begin Supplied data
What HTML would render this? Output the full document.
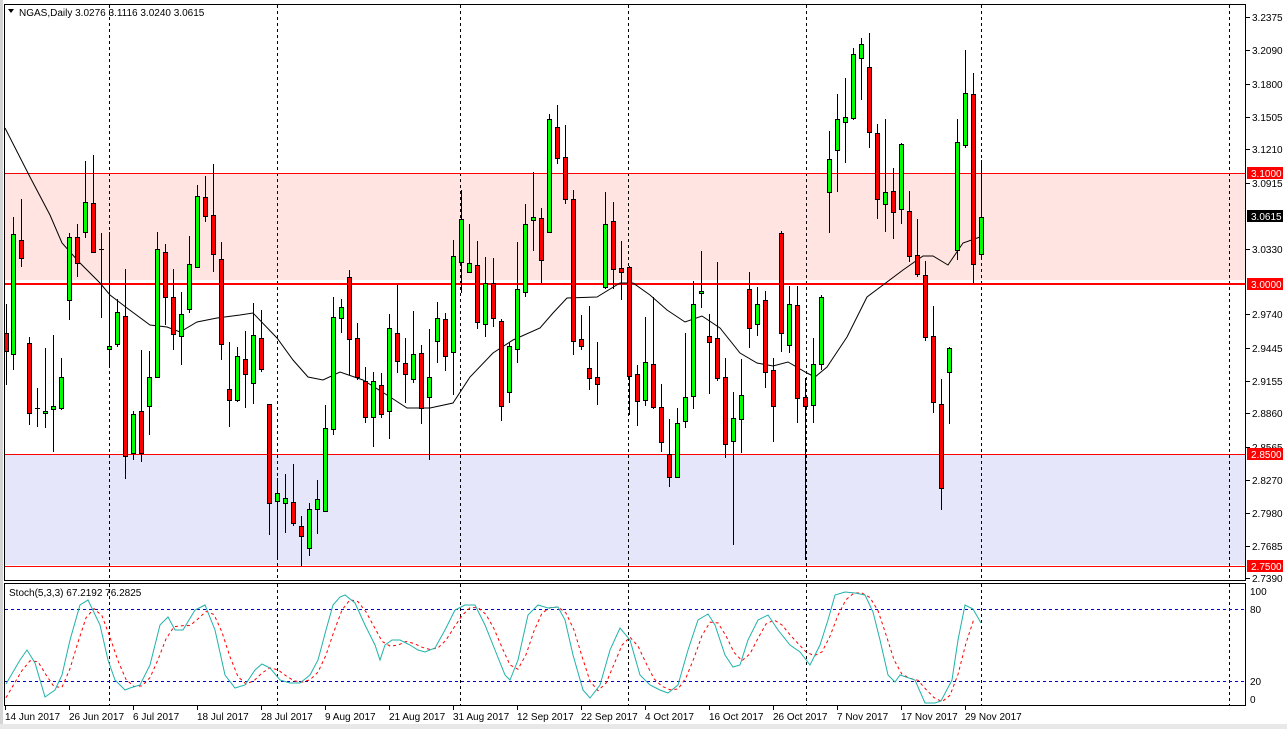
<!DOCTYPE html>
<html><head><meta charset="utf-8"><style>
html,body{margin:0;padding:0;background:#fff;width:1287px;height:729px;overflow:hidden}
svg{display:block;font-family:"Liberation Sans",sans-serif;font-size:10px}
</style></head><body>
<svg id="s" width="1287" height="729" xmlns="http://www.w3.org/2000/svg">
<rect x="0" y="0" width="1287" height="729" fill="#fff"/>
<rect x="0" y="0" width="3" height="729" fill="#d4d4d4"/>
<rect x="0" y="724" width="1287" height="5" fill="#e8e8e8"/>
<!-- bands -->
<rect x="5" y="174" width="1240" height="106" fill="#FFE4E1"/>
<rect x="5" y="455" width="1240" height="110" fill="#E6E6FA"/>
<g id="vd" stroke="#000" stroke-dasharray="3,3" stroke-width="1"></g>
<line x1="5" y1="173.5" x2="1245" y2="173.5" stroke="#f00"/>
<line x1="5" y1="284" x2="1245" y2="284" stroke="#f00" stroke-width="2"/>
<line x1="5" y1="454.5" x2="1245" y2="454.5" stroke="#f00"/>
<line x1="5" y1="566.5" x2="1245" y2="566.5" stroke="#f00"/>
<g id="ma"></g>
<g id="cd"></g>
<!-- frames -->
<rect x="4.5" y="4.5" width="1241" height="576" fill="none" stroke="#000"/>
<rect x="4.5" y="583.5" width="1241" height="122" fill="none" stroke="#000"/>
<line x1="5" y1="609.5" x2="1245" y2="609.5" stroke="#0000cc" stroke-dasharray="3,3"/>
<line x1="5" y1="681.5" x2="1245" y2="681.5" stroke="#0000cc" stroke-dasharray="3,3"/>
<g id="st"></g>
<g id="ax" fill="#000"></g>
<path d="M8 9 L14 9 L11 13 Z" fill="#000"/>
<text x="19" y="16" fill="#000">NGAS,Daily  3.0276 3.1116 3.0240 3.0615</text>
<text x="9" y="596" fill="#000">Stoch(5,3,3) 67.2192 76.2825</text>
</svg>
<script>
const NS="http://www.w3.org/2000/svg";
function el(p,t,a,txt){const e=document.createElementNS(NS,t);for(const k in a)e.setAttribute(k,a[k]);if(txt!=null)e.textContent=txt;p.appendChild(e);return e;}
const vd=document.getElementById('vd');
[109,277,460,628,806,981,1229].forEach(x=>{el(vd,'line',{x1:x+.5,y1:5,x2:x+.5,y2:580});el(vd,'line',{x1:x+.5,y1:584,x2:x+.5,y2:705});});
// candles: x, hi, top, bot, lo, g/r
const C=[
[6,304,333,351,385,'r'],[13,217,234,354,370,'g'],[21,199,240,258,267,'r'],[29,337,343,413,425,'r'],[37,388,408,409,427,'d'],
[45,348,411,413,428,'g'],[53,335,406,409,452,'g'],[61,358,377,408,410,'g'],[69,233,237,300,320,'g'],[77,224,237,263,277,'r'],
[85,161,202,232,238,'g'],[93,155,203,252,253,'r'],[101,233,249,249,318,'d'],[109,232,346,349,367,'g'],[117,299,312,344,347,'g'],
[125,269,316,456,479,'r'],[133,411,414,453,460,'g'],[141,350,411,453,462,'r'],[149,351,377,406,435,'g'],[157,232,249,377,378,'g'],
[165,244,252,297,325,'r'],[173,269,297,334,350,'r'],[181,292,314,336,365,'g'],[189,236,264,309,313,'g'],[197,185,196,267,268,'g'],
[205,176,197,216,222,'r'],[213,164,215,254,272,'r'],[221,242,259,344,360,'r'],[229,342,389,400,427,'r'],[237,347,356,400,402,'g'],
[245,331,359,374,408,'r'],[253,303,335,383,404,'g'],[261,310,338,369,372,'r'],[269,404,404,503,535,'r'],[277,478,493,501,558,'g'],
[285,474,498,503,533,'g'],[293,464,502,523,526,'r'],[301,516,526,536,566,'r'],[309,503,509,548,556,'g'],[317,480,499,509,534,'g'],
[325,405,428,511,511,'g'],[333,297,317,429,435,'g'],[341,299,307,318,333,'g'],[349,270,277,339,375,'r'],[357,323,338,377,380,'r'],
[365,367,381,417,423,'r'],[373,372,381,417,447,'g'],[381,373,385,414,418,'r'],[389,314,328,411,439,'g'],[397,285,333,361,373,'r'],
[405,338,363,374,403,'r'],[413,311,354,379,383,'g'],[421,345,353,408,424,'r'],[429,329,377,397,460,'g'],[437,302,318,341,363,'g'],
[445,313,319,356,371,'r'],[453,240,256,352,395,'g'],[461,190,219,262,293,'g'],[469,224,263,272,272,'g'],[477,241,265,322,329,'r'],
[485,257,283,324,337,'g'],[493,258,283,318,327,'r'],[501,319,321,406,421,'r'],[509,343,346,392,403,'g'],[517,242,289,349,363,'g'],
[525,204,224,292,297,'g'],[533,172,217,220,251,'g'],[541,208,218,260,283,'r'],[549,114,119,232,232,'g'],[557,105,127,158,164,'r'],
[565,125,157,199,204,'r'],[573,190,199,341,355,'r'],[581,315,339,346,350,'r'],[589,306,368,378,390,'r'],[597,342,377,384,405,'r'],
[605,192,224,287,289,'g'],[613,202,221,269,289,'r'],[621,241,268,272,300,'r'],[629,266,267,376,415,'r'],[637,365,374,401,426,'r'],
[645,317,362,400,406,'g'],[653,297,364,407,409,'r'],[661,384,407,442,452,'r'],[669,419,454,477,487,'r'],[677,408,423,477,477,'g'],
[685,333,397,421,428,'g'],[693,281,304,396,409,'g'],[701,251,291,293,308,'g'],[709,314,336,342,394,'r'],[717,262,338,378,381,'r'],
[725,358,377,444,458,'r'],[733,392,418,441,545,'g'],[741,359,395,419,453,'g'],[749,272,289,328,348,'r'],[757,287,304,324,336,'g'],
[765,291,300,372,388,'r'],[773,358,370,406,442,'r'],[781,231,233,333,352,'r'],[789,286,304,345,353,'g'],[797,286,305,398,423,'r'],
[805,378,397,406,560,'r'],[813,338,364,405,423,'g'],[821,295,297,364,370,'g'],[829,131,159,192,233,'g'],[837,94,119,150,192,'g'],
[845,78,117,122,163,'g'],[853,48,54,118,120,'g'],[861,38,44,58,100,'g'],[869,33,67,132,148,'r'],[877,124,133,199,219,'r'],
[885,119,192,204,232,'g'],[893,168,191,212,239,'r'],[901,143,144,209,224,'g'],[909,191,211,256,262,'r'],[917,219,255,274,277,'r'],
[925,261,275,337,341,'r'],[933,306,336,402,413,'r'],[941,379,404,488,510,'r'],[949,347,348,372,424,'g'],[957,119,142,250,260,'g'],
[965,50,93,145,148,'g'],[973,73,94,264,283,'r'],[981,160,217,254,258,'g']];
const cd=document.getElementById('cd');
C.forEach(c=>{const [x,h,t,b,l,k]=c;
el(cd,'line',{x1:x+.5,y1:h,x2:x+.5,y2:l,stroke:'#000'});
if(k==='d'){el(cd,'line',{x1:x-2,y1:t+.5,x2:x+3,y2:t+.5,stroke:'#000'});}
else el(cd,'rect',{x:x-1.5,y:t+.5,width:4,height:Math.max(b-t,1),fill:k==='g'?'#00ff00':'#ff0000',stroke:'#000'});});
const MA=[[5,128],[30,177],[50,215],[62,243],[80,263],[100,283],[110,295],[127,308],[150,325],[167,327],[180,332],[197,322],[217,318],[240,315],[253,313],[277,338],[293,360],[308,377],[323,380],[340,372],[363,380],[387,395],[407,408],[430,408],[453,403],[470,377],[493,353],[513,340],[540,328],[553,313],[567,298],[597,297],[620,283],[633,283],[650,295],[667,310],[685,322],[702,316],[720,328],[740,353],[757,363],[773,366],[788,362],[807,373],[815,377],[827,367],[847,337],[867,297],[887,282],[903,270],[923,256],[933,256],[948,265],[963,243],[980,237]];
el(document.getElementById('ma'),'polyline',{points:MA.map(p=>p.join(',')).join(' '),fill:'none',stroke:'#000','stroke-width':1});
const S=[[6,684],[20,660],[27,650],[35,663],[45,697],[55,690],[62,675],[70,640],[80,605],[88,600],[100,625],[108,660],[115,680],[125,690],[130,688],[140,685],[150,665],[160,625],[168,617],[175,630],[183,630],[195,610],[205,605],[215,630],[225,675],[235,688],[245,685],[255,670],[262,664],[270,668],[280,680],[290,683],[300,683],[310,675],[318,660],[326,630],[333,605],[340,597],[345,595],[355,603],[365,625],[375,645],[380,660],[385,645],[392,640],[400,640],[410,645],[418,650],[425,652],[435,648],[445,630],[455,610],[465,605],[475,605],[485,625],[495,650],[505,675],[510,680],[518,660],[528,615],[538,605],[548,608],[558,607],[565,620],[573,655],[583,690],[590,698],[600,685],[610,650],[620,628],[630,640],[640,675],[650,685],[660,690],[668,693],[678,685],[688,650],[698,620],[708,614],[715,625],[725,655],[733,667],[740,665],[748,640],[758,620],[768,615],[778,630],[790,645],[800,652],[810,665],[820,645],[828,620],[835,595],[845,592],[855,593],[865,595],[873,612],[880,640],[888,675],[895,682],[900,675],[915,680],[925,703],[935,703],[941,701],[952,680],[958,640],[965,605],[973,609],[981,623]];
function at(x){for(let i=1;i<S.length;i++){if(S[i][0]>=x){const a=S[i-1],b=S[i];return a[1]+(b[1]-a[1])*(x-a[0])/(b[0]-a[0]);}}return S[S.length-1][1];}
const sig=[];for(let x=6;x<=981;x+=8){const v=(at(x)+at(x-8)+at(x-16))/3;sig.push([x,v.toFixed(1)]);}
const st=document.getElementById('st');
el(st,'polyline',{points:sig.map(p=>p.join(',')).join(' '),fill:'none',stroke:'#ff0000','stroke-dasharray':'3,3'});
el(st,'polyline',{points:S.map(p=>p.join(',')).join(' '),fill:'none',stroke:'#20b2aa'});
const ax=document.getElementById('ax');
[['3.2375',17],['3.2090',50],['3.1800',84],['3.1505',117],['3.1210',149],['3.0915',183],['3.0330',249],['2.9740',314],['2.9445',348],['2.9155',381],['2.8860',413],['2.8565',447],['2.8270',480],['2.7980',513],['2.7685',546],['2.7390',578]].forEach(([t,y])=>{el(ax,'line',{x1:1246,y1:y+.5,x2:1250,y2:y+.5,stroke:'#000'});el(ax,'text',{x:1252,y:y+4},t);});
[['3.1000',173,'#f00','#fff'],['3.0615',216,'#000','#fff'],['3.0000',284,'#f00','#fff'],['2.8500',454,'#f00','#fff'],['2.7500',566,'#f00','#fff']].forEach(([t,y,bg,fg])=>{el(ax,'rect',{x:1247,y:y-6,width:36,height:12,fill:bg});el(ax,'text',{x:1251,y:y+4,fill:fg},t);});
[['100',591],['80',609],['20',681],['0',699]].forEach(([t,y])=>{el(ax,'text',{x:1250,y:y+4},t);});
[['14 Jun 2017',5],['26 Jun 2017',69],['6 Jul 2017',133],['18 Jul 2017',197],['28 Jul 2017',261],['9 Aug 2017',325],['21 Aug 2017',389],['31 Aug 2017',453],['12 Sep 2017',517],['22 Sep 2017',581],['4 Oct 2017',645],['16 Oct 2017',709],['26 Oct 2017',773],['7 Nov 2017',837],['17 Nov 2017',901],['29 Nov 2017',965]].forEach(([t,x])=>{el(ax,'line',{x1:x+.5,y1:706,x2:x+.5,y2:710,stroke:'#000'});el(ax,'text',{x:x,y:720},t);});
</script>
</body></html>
end Supplied data
→ **Exercise details**
Report every line in the data above in which the word "document" appears.

→ **Full output**
What HTML would render this? Output the full document.
function el(p,t,a,txt){const e=document.createElementNS(NS,t);for(const k in a)e.setAttribute(k,a[k]);if(txt!=null)e.textContent=txt;p.appendChild(e);return e;}
const vd=document.getElementById('vd');
const cd=document.getElementById('cd');
el(document.getElementById('ma'),'polyline',{points:MA.map(p=>p.join(',')).join(' '),fill:'none',stroke:'#000','stroke-width':1});
const st=document.getElementById('st');
const ax=document.getElementById('ax');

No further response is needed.